Raspberry Pi is a low-cost, credit-card-sized computer that enables the exploration of computing and learning how to program in languages like Scratch and Python. To demonstrate Raspberry Pi coding capabilities, Marco developed a clicker game using Scratch, a platform that allows use of building blocks, animation, and graphics to write games and programs. He also developed a dice game to demonstrate Raspberry Pi coding capabilities using Python, a language for writing scripts and automated programs.

And he coded a wireless signal scanner to build a dummy Wi-Fi network, monitor network traffic, and crack Wi-Fi network passwords using AirCrackNg, a tool that monitors wireless signals, cracks passwords, and hacks into wireless networks.

Marco also investigated password security, interviewing students and faculty members, and discovering that using the same passwords on multiple websites is a common security vulnerability.

“Marco is self-motivated and very interested in cybersecurity,” says Cai. “He has a clear vision for his future career pathway.”

“I have gotten tremendous help from Professor Yu Cai and his graduate student, Brandon Cox,” writes Marco on his research poster. “They are very knowledgeable, patient, and friendly. I would also like to thank the MiCUP program for giving me the opportunity to learn more about cybersecurity at Michigan Tech.”

Alec Mirambeau

Alec Mirambeau, a computer science major at Grand Rapids Community College, worked with Leo Ureel, an assistant professor of computer science.

For his MiCUP research, Alec explored computational methods to automatically solve a Wordle puzzle, a simple online word game that challenges people to find a five-letter word in six or fewer guesses.

The project, titled “Solving Wordle Using AI,” explores several methods of solving the puzzles, with the aim of developing curriculum materials for MTU’s CS 4811 Artificial Intelligence course.

Ultimately, Alec concluded that it is possible to use AI to solve Wordle puzzles. He also spent a lot of time studying Python’s tools and gained a better understanding of Python concepts.

“Learning about these AI algorithms and then creating one is incredibly beneficial,” writes Alec on his research poster. “It forces us to gain a better understanding of Python and how it works.”

“Alec was an enthusiastic participant. He explored several ways of solving the puzzle and learned a lot about Python, programming, and AI,” says Ureel. “It was a pleasure working with him.”

DeAndre’ Neal

DeAndre’ Neal, a cybersecurity major at Wayne Country Community College, was mentored by Bo Chen, associate professor of computer science. For his research, DeAndre’ learned about the metaverse and blockchain, and clarified the relationship between them. Then he investigated how blockchain enables NFTs (non-fungible tokens), which are used to represent ownership of unique items, such as art, real estate, collectibles, and games.

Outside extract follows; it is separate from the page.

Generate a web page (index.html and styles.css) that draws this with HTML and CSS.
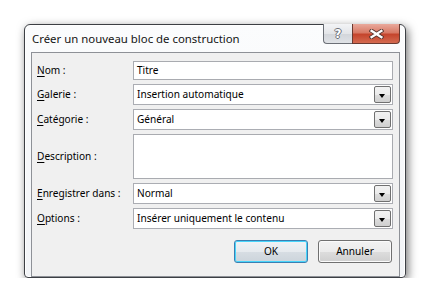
FILE: index.html
```html
<!DOCTYPE html>
<html lang="fr">
<head>
  <meta charset="UTF-8">
  <title>Créer un nouveau bloc de construction</title>
  <link rel="stylesheet" href="styles.css">
</head>
<body>
  <div class="window">
    <!-- Title bar -->
    <div class="titlebar">
      <span class="title">Créer un nouveau bloc de construction</span>
      <div class="caption-buttons">
        <div class="cap help">?</div>
        <div class="cap close">
          <svg width="15" height="10" viewBox="0 0 15 10">
            <path d="M2.5 1.8 L12.5 8.2 M12.5 1.8 L2.5 8.2" stroke="#55352f" stroke-width="4" stroke-linecap="square" fill="none"/>
            <path d="M2.5 1.8 L12.5 8.2 M12.5 1.8 L2.5 8.2" stroke="#ffffff" stroke-width="2.2" stroke-linecap="square" fill="none"/>
          </svg>
        </div>
      </div>
    </div>

    <!-- Client area -->
    <div class="client">
      <div class="form">
        <label class="row-1"><u>N</u>om :</label>
        <div class="edit row-1">Titre</div>

        <label class="row-2"><u>G</u>alerie :</label>
        <div class="combo row-2">Insertion automatique<span class="drop"></span></div>

        <label class="row-2"><u>C</u>atégorie :</label>
        <div class="combo row-2">Général<span class="drop"></span></div>

        <label class="row-3"><u>D</u>escription :</label>
        <div class="edit memo row-3"></div>

        <label class="row-2"><u>E</u>nregistrer dans :</label>
        <div class="combo row-2">Normal<span class="drop"></span></div>

        <label class="row-2"><u>O</u>ptions :</label>
        <div class="combo row-2">Insérer uniquement le contenu<span class="drop"></span></div>
      </div>

      <div class="buttons">
        <div class="btn default">OK</div>
        <div class="btn">Annuler</div>
      </div>
    </div>
  </div>
</body>
</html>
```

FILE: styles.css
```css
body {
  margin: 0;
  padding: 24px 0 0 24px;
  background: #ffffff;
  font-family: "Noto Sans", "Open Sans", sans-serif;
  font-size: 10.1px;
  color: #000000;
}
.window {
  width: 380px;
  height: 252px;
  border: 1px solid #3c3f44;
  border-radius: 6px 6px 4px 4px;
  background: linear-gradient(#fbfcfd, #f2f4f7);
  box-shadow: inset 0 0 0 1px #ffffff, 2px 3px 10px rgba(0, 0, 0, 0.55);
  display: flex;
  flex-direction: column;
}
.titlebar {
  height: 27px;
  display: flex;
  align-items: flex-start;
  justify-content: space-between;
  padding-left: 7px;
}
.title {
  margin-top: 7px;
  line-height: 14px;
  font-size: 11.4px;
  color: #141414;
}
.caption-buttons {
  display: flex;
  margin-top: -1px;
  margin-right: 5px;
}
.cap {
  height: 19px;
  border: 1px solid #6b6f76;
  border-top: none;
  display: flex;
  align-items: center;
  justify-content: center;
}
.help {
  width: 28px;
  border-right: none;
  border-radius: 0 0 0 4px;
  background: linear-gradient(#f3f4f6 0%, #e3e5e8 50%, #d2d5da 51%, #dfe2e6 100%);
  color: #ffffff;
  font-family: "DejaVu Sans", sans-serif;
  font-weight: bold;
  font-size: 12px;
  text-shadow: 1px 0 0 #6d7078, -1px 0 0 #6d7078, 0 1px 0 #6d7078, 0 -1px 0 #6d7078;
}
.close {
  width: 46px;
  border-radius: 0 0 4px 0;
  border-color: #6a3a31;
  background: linear-gradient(#e9a99c 0%, #d87a66 45%, #c5452d 55%, #d46a50 100%);
}
.client {
  margin: 0 5px 0 6px;
  height: 217px;
  border: 1px solid #8e9197;
  background: #f0f0f0;
  padding: 8px 6px 0 5px;
}
.form {
  display: grid;
  grid-template-columns: 96px 1fr;
  grid-template-rows: 19px 21px 21px 45px 21px 21px;
  row-gap: 4px;
}
.form label {
  display: flex;
  align-items: center;
  white-space: nowrap;
}
.form u {
  text-decoration-thickness: 1px;
  text-underline-offset: 2px;
}
.edit,
.combo {
  border: 1px solid #abadb3;
  background: #ffffff;
  padding: 0 3px;
  display: flex;
  align-items: center;
  position: relative;
  white-space: nowrap;
}
.edit {
  border-color: #a9abb0;
}
.memo {
  align-items: flex-start;
}
.drop {
  position: absolute;
  right: 1px;
  top: 1px;
  bottom: 1px;
  width: 15px;
  border: 1px solid #707070;
  border-radius: 2px;
  background: linear-gradient(#f2f2f2 0%, #ebebeb 50%, #dddddd 51%, #cfcfcf 100%);
}
.drop::after {
  content: "";
  position: absolute;
  left: 4px;
  top: 7px;
  border-left: 3.5px solid transparent;
  border-right: 3.5px solid transparent;
  border-top: 4px solid #000000;
}
.buttons {
  display: flex;
  justify-content: flex-end;
  gap: 10px;
  margin-top: 11px;
  padding-right: 1px;
}
.btn {
  width: 72px;
  height: 21px;
  border: 1px solid #707070;
  border-radius: 3px;
  background: linear-gradient(#f2f2f2 0%, #ebebeb 50%, #dddddd 51%, #cfcfcf 100%);
  box-shadow: inset 0 0 0 1px #fbfbfb;
  display: flex;
  align-items: center;
  justify-content: center;
}
.btn.default {
  border-color: #3c7fb1;
  box-shadow: inset 0 0 0 1px #48d5fb;
  background: linear-gradient(#f0f3f6 0%, #e6eaee 50%, #d7dde3 51%, #ccd4db 100%);
}
```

With content analysis techniques and comparison of content, DeAndre’ gathered relevant research journals to learn about the ways blockchain enables NFTs to enhance the metaverse experience.

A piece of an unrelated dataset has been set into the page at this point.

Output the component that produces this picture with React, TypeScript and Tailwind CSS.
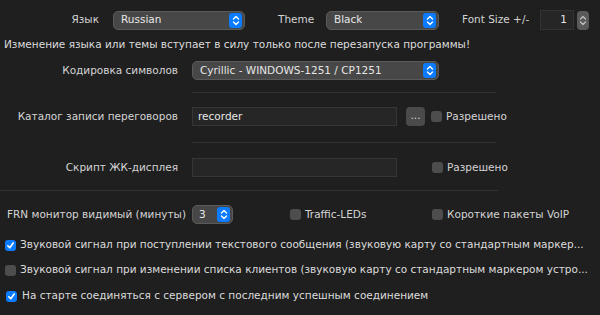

He learned that blockchain is a digital ledger of transactions that is duplicated and distributed across an entire network, and that the metaverse is a next-generation internet that aims to create 3D environments where metaverse users can interact via a digital avatar. The metaverse connects the physical world with the virtual world and allows avatars to perform activities such as creation, display, entertainment, social media, and trading.

DeAndre’ concluded that the metaverse will create jobs, enhance social media experiences, and provide a platform to create wealth. “Blockchain technology protects the information of users, allowing seamless transactions to take place in the metaverse,” DeAndre’ explains on his research poster. “Unlike cryptocurrency, NFTs are non-interchangeable and cannot be divided, which increases their value.”

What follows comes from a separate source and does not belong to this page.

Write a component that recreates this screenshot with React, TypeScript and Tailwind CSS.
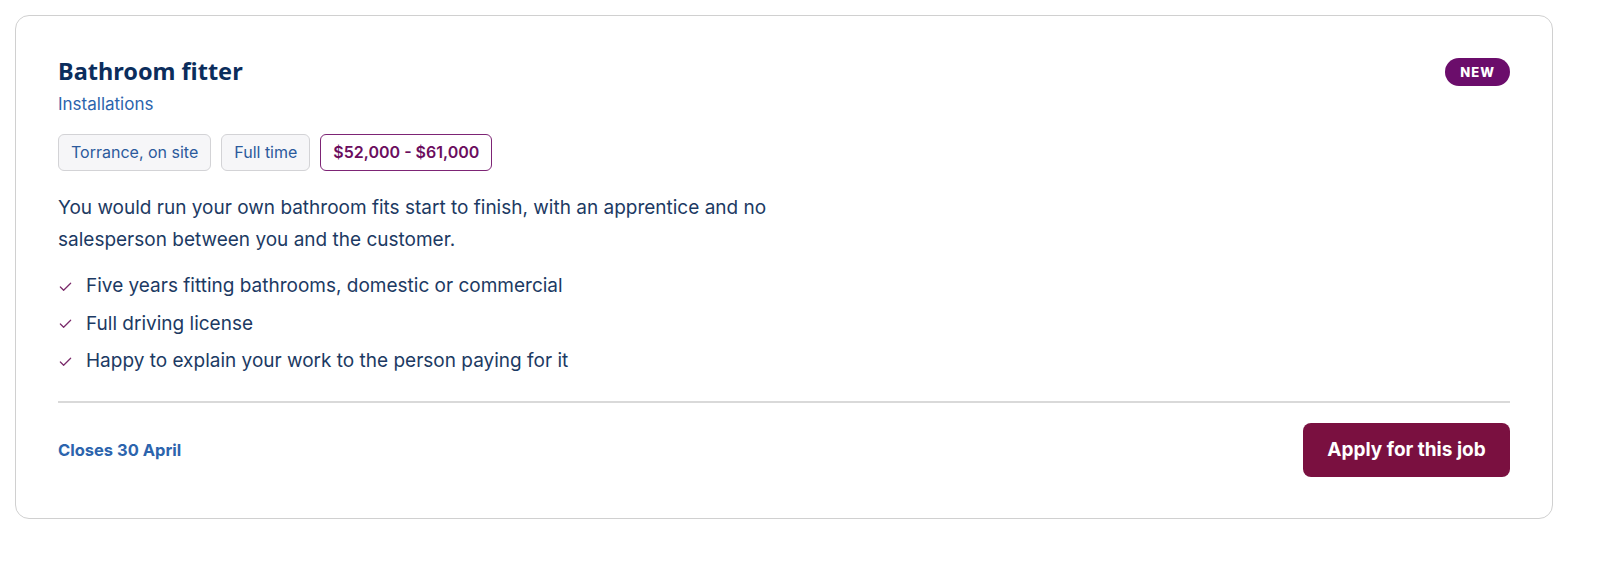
import React from "react";

const Check = () => (
  <svg width="15" height="15" viewBox="0 0 16 16" fill="none" className="shrink-0">
    <path d="M2.5 8.5 L6 12 L13.5 4.5" stroke="#7a2a6a" strokeWidth="1.3" strokeLinecap="round" strokeLinejoin="round" />
  </svg>
);

export default function App() {
  const items = [
    "Five years fitting bathrooms, domestic or commercial",
    "Full driving license",
    "Happy to explain your work to the person paying for it",
  ];
  return (
    <div className="w-[1600px] h-[576px] bg-white" style={{ fontFamily: "Inter, 'Liberation Sans', sans-serif" }}>
      <div className="ml-[15px] mt-[15px] w-[1538px] rounded-[14px] border border-[#d0d0d0] bg-white px-[42px] pt-[40px] pb-[41px]">
        <div className="flex items-start justify-between">
          <div>
            <h2 className="text-[23.5px] leading-[30px] font-bold text-[#0b2d5c]" style={{ fontFamily: "'Noto Sans', sans-serif" }}>
              Bathroom fitter
            </h2>
            <div className="mt-[6px] text-[17px] leading-[24px] text-[#2c64ad]">Installations</div>
          </div>
          <span className="mt-[2px] rounded-full bg-[#6b0d6b] px-[15px] py-[6px] text-[13px] leading-[16px] font-extrabold tracking-[1px] text-white">
            NEW
          </span>
        </div>
        <div className="mt-[18px] flex gap-[10px]">
          <span className="rounded-[6px] border border-[#d3d3d6] bg-[#f6f6f8] px-[12px] py-[7px] text-[16px] leading-[21px] text-[#2b5a9c]">
            Torrance, on site
          </span>
          <span className="rounded-[6px] border border-[#d3d3d6] bg-[#f6f6f8] px-[12px] py-[7px] text-[16px] leading-[21px] text-[#2b5a9c]">
            Full time
          </span>
          <span className="rounded-[6px] border border-[#7d2475] bg-white px-[12px] py-[7px] text-[16px] leading-[21px] font-semibold text-[#6b0d5e]">
            $52,000 - $61,000
          </span>
        </div>
        <p className="mt-[21px] max-w-[760px] text-[19px] leading-[32px] text-[#1c3a63]">
          You would run your own bathroom fits start to finish, with an apprentice and no salesperson between you and the customer.
        </p>
        <ul className="mt-[16px] flex flex-col gap-[9.5px]">
          {items.map((t) => (
            <li key={t} className="flex items-center gap-[13px] text-[19px] leading-[28px] text-[#1c3a63]">
              <Check />
              {t}
            </li>
          ))}
        </ul>
        <div className="mt-[26px] h-[2px] bg-[#d9d9d9]" />
        <div className="mt-[20px] flex items-center justify-between">
          <span className="text-[16.5px] font-bold text-[#2c64ad]">Closes 30 April</span>
          <button className="h-[54px] w-[207px] rounded-[8px] bg-[#7a1040] text-[19px] font-bold text-white">
            Apply for this job
          </button>
        </div>
      </div>
    </div>
  );
}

“DeAndre’ did a great job in understanding NFT,” says Chen.

MiCUP is a collaborative effort among three Michigan community colleges and Michigan Tech. Since 2012, the outreach program has hosted 189 students at Tech. Funding is shared by the King-Chávez- Parks program (70 percent) and Michigan Tech. Delta College, Grand Rapids Community College, and Wayne County Community College District are Michigan Tech’s partners in MiCUP.